An interior-point algorithm for linear optimization based on a new barrier function

Primal–dual interior‐point methods (IPMs) are the most efficient methods for a computational point of view. At present the theoretical iteration bound for small‐update IPMs is better than the one for large‐update IPMs. However, in practice, large‐update IPMs are much more efficient than small‐update IPMs. Peng et al. proposed new variants of IPMs based on self‐regular barrier functions and proved so far the best known complexity, e.g. $\mathcal{O}\left(\sqrt{n}\log n\log \frac{n}{ϵ}\right)$ , for large‐update IPMs with some specific self‐regular barrier functions.
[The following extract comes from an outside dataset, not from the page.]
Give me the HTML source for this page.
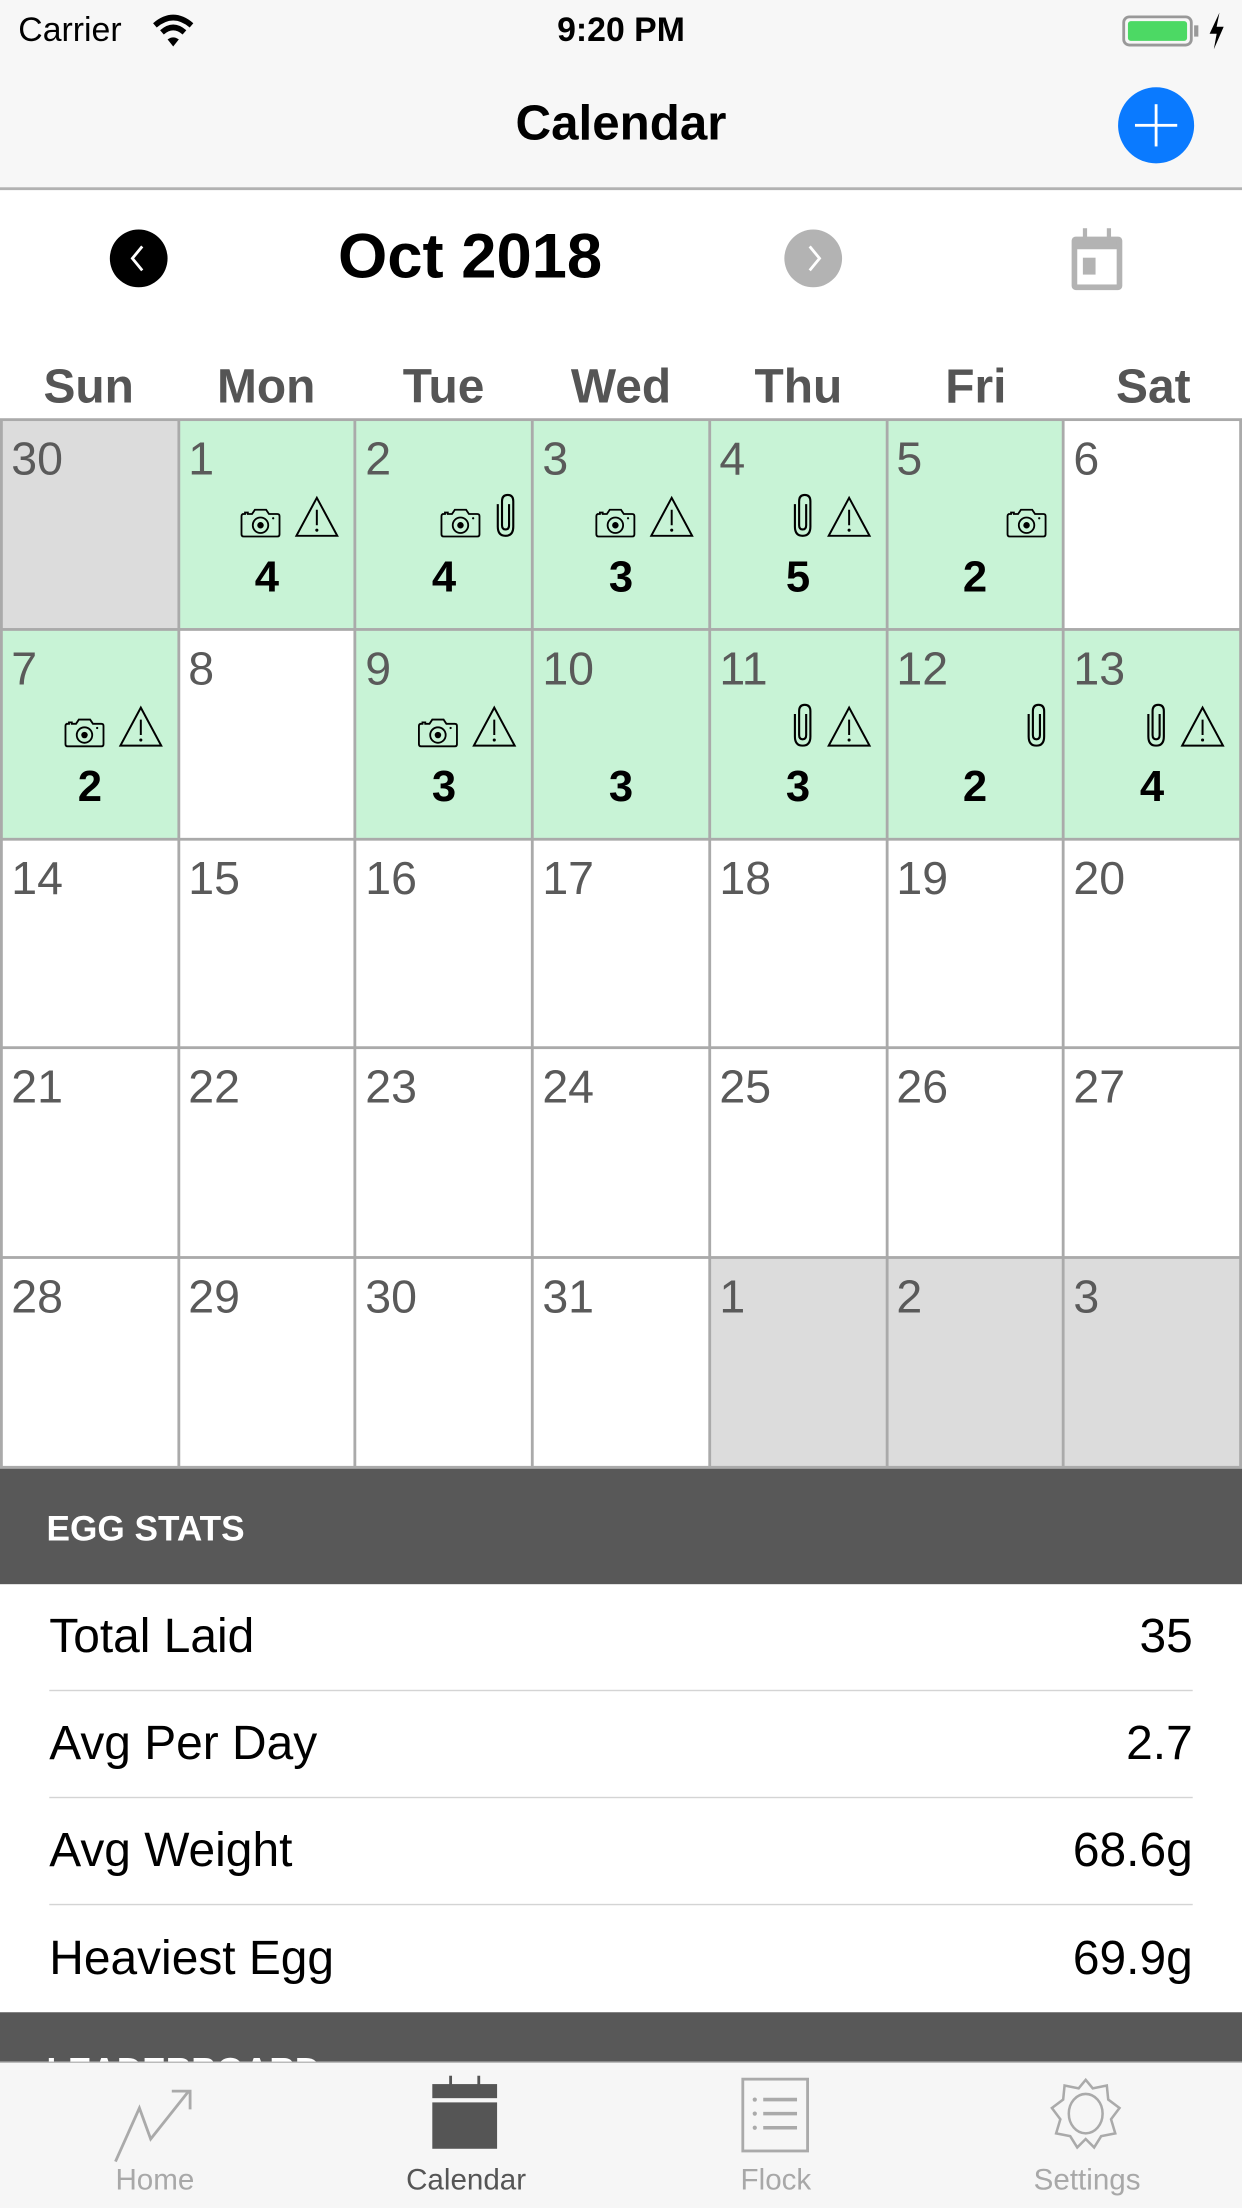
<!DOCTYPE html>
<html><head><meta charset="utf-8">
<style>
*{margin:0;padding:0;box-sizing:border-box}
html,body{width:1242px;height:2208px;overflow:hidden;background:#fff}
#w{position:absolute;left:0;top:0;width:882px;height:1568px;transform:scale(1.408163);transform-origin:0 0;font-family:"Liberation Sans",sans-serif;background:#fff}
.abs{position:absolute}
#top{left:0;top:0;width:882px;height:135px;background:#f7f7f7;border-bottom:2px solid #b2b2b2}
.grid{position:absolute;left:0;top:297px;width:882px;height:746px;background:#aaa;display:grid;grid-template-columns:repeat(7,1fr);grid-template-rows:repeat(5,1fr);gap:2px;padding:2px}
.c{position:relative;background:#fff}
.g{background:#c8f3d6}.x{background:#dcdcdc}
.d{position:absolute;left:6px;top:8px;font-size:33px;color:#5a5a5a}
.ic{position:absolute;right:10px;top:53px;display:flex;gap:9px;align-items:flex-end;height:30px}
.n{position:absolute;left:0;right:0;top:93px;text-align:center;font-size:31px;font-weight:bold;color:#000}
.wd{position:absolute;top:256px;width:126px;text-align:center;font-size:34px;font-weight:bold;color:#555}
.row{position:absolute;left:35px;right:35px;height:76px;font-size:34px;color:#000;display:flex;justify-content:space-between;align-items:center;border-bottom:1.5px solid #d4d4d4}
.tab{position:absolute;top:1537px;font-size:21px;color:#a8a8a8;text-align:center;width:160px}
</style></head><body><div id="w">
<div id="top" class="abs">
 <div class="abs" style="left:13px;top:8px;font-size:24px">Carrier</div>
 <svg class="abs" style="left:108px;top:10px" width="30" height="24" viewBox="0 0 30 24"><path d="M2 8 Q15 -3 28 8" stroke="#000" stroke-width="4" fill="none"/><path d="M7 13 Q15 6 23 13" stroke="#000" stroke-width="4" fill="none"/><path d="M11 18 L15 23 L19 18 Q15 15 11 18Z" fill="#000"/></svg>
 <div class="abs" style="left:0;width:882px;top:8px;text-align:center;font-size:24px;font-weight:bold">9:20 PM</div>
 <div class="abs" style="left:797px;top:11px;width:50px;height:22px;border:2.5px solid #999;border-radius:5px;padding:2px"><div style="width:100%;height:100%;background:#4cd964;border-radius:2px"></div></div>
 <div class="abs" style="left:848px;top:18px;width:3px;height:8px;background:#999"></div>
 <svg class="abs" style="left:857px;top:9px" width="14" height="26" viewBox="0 0 14 26"><path d="M9 0 L2 15 H7 L5 26 L12 10 H7Z" fill="#000"/></svg>
 <div class="abs" style="left:0;width:882px;top:68px;text-align:center;font-size:35px;font-weight:bold">Calendar</div>
 <div class="abs" style="left:794px;top:62px;width:54px;height:54px;border-radius:50%;background:#0a7aff"></div>
 <div class="abs" style="left:806px;top:88px;width:30px;height:2px;background:#fff"></div>
 <div class="abs" style="left:820px;top:74px;width:2px;height:30px;background:#fff"></div>
</div>
<div class="abs" style="left:78px;top:163px;width:41px;height:41px;border-radius:50%;background:#000"></div>
<svg class="abs" style="left:78px;top:163px" width="41" height="41"><path d="M23 12 L16 20.5 L23 29" stroke="#fff" stroke-width="2" fill="none"/></svg>
<div class="abs" style="left:240px;top:156px;font-size:45px;font-weight:bold">Oct 2018</div>
<div class="abs" style="left:557px;top:163px;width:41px;height:41px;border-radius:50%;background:#b3b3b3"></div>
<svg class="abs" style="left:557px;top:163px" width="41" height="41"><path d="M18 12 L25 20.5 L18 29" stroke="#fff" stroke-width="2" fill="none"/></svg>
<svg class="abs" style="left:758px;top:162px" width="42" height="46" viewBox="0 0 42 46"><rect x="3" y="6" width="36" height="38" rx="3" fill="#b3b3b3"/><rect x="7" y="15" width="28" height="25" fill="#fff"/><rect x="7" y="9" width="28" height="3" fill="#b3b3b3"/><rect x="11" y="0" width="3" height="8" fill="#b3b3b3"/><rect x="28" y="0" width="3" height="8" fill="#b3b3b3"/><rect x="11" y="21" width="9" height="12" fill="#b3b3b3"/></svg>
<div class="wd" style="left:0">Sun</div><div class="wd" style="left:126px">Mon</div><div class="wd" style="left:252px">Tue</div><div class="wd" style="left:378px">Wed</div><div class="wd" style="left:504px">Thu</div><div class="wd" style="left:630px">Fri</div><div class="wd" style="left:756px">Sat</div>
<svg width="0" height="0" style="position:absolute"><defs>
<symbol id="cam" viewBox="0 0 30 22"><path d="M2 5 H4 V4 H6 V5 H9 L11 2 H19 L21 5 H27 Q28.5 5 28.5 6.5 V19.5 Q28.5 21 27 21 H3 Q1.5 21 1.5 19.5 V6.5 Q1.5 5 3 5Z" fill="none" stroke="#000" stroke-width="1.3"/><circle cx="15" cy="13" r="5.5" fill="none" stroke="#000" stroke-width="1.3"/><circle cx="15" cy="13" r="2.3" fill="#000"/><circle cx="24" cy="8" r="0.8" fill="#000"/></symbol>
<symbol id="war" viewBox="0 0 32 30"><path d="M16 1.5 L30.5 28.5 H1.5Z" fill="none" stroke="#000" stroke-width="1.4"/><path d="M16 10 V21" stroke="#000" stroke-width="1.4"/><circle cx="16" cy="24.5" r="1.1" fill="#000"/></symbol>
<symbol id="clip" viewBox="0 0 16 32"><path d="M2.5 8 V24 Q2.5 30.5 8 30.5 Q13.5 30.5 13.5 24 V6 Q13.5 1.5 9.5 1.5 Q5.5 1.5 5.5 6 V23 Q5.5 26 8 26 Q10.5 26 10.5 23 V8" fill="none" stroke="#000" stroke-width="1.5"/></symbol>
</defs></svg>
<div class="grid">
<div class="c x"><span class="d">30</span></div>
<div class="c g"><span class="d">1</span><div class="ic"><svg width="30" height="22"><use href="#cam"/></svg><svg width="32" height="30"><use href="#war"/></svg></div><div class="n">4</div></div>
<div class="c g"><span class="d">2</span><div class="ic"><svg width="30" height="22"><use href="#cam"/></svg><svg width="16" height="32"><use href="#clip"/></svg></div><div class="n">4</div></div>
<div class="c g"><span class="d">3</span><div class="ic"><svg width="30" height="22"><use href="#cam"/></svg><svg width="32" height="30"><use href="#war"/></svg></div><div class="n">3</div></div>
<div class="c g"><span class="d">4</span><div class="ic"><svg width="16" height="32"><use href="#clip"/></svg><svg width="32" height="30"><use href="#war"/></svg></div><div class="n">5</div></div>
<div class="c g"><span class="d">5</span><div class="ic"><svg width="30" height="22"><use href="#cam"/></svg></div><div class="n">2</div></div>
<div class="c"><span class="d">6</span></div>
<div class="c g"><span class="d">7</span><div class="ic"><svg width="30" height="22"><use href="#cam"/></svg><svg width="32" height="30"><use href="#war"/></svg></div><div class="n">2</div></div>
<div class="c"><span class="d">8</span></div>
<div class="c g"><span class="d">9</span><div class="ic"><svg width="30" height="22"><use href="#cam"/></svg><svg width="32" height="30"><use href="#war"/></svg></div><div class="n">3</div></div>
<div class="c g"><span class="d">10</span><div class="n">3</div></div>
<div class="c g"><span class="d">11</span><div class="ic"><svg width="16" height="32"><use href="#clip"/></svg><svg width="32" height="30"><use href="#war"/></svg></div><div class="n">3</div></div>
<div class="c g"><span class="d">12</span><div class="ic"><svg width="16" height="32"><use href="#clip"/></svg></div><div class="n">2</div></div>
<div class="c g"><span class="d">13</span><div class="ic"><svg width="16" height="32"><use href="#clip"/></svg><svg width="32" height="30"><use href="#war"/></svg></div><div class="n">4</div></div>
<div class="c"><span class="d">14</span></div><div class="c"><span class="d">15</span></div><div class="c"><span class="d">16</span></div><div class="c"><span class="d">17</span></div><div class="c"><span class="d">18</span></div><div class="c"><span class="d">19</span></div><div class="c"><span class="d">20</span></div>
<div class="c"><span class="d">21</span></div><div class="c"><span class="d">22</span></div><div class="c"><span class="d">23</span></div><div class="c"><span class="d">24</span></div><div class="c"><span class="d">25</span></div><div class="c"><span class="d">26</span></div><div class="c"><span class="d">27</span></div>
<div class="c"><span class="d">28</span></div><div class="c"><span class="d">29</span></div><div class="c"><span class="d">30</span></div><div class="c"><span class="d">31</span></div><div class="c x"><span class="d">1</span></div><div class="c x"><span class="d">2</span></div><div class="c x"><span class="d">3</span></div>
</div>
<div class="abs" style="left:0;top:1043px;width:882px;height:82px;background:#585858"></div>
<div class="abs" style="left:33px;top:1072px;font-size:25px;font-weight:bold;color:#fff">EGG STATS</div>
<div class="row" style="top:1125px"><span>Total Laid</span><span>35</span></div>
<div class="row" style="top:1201px"><span>Avg Per Day</span><span>2.7</span></div>
<div class="row" style="top:1277px"><span>Avg Weight</span><span>68.6g</span></div>
<div class="row" style="top:1353px;border:none"><span>Heaviest Egg</span><span>69.9g</span></div>
<div class="abs" style="left:0;top:1429px;width:882px;height:36px;background:#585858;overflow:hidden"><div class="abs" style="left:33px;top:28px;font-size:25px;font-weight:bold;color:#fff">LEADERBOARD</div></div>
<div class="abs" style="left:0;top:1464px;width:882px;height:104px;background:#f6f6f6;border-top:1.5px solid #b8b8b8"></div>
<svg class="abs" style="left:80px;top:1481px" width="62" height="56" viewBox="0 0 62 56"><path d="M2 54 L19 16 L27 38 L54 4 M42 4 H55 V17" stroke="#aaa" stroke-width="2" fill="none"/></svg>
<svg class="abs" style="left:305px;top:1474px" width="50" height="52" viewBox="0 0 50 52"><rect x="2" y="6" width="46" height="10" fill="#555"/><rect x="2" y="19" width="46" height="33" fill="#555"/><rect x="14" y="0" width="2" height="10" fill="#555"/><rect x="34" y="0" width="2" height="10" fill="#555"/></svg>
<svg class="abs" style="left:526px;top:1475px" width="50" height="54" viewBox="0 0 50 54"><rect x="1.5" y="1.5" width="46" height="51" fill="none" stroke="#aaa" stroke-width="2"/><circle cx="10" cy="16" r="1.5" fill="#aaa"/><circle cx="10" cy="26" r="1.5" fill="#aaa"/><circle cx="10" cy="36" r="1.5" fill="#aaa"/><path d="M16 16 H40 M16 26 H40 M16 36 H40" stroke="#aaa" stroke-width="2.5"/></svg>
<svg class="abs" style="left:744px;top:1475px" width="54" height="52" viewBox="0 0 54 52"><path d="M27 2 L32 8 L42 6 L43 16 L51 22 L45 30 L48 40 L38 42 L33 50 L27 44 L21 50 L16 42 L6 40 L9 30 L3 22 L11 16 L12 6 L22 8Z" fill="none" stroke="#aaa" stroke-width="1.8"/><ellipse cx="27" cy="26" rx="12" ry="14" fill="none" stroke="#aaa" stroke-width="1.8"/></svg>
<div class="tab" style="left:30px">Home</div>
<div class="tab" style="left:251px;color:#555">Calendar</div>
<div class="tab" style="left:471px">Flock</div>
<div class="tab" style="left:692px">Settings</div>
</div></body></html>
Recently, Roos et al. proposed new primal–dual IPMs based on various barrier functions to improve the iteration bound for large‐update methods from $\mathcal{O}\left(n\log \frac{n}{ϵ}\right)$ to $\mathcal{O}\left(\sqrt{n}\log n\log \frac{n}{ϵ}\right)$ . Motivated by their works we define a new barrier function and propose a new primal–dual interior point algorithm based on this function for linear optimization (LO) problems. We show that the new algorithm has $\mathcal{O}\left(\sqrt{n}\log n\log \frac{n}{ϵ}\right)$ iteration bound for large‐update and $\mathcal{O}\left(\sqrt{n}\log \frac{n}{ϵ}\right)$ for small‐update methods which are currently the best known bounds, respectively.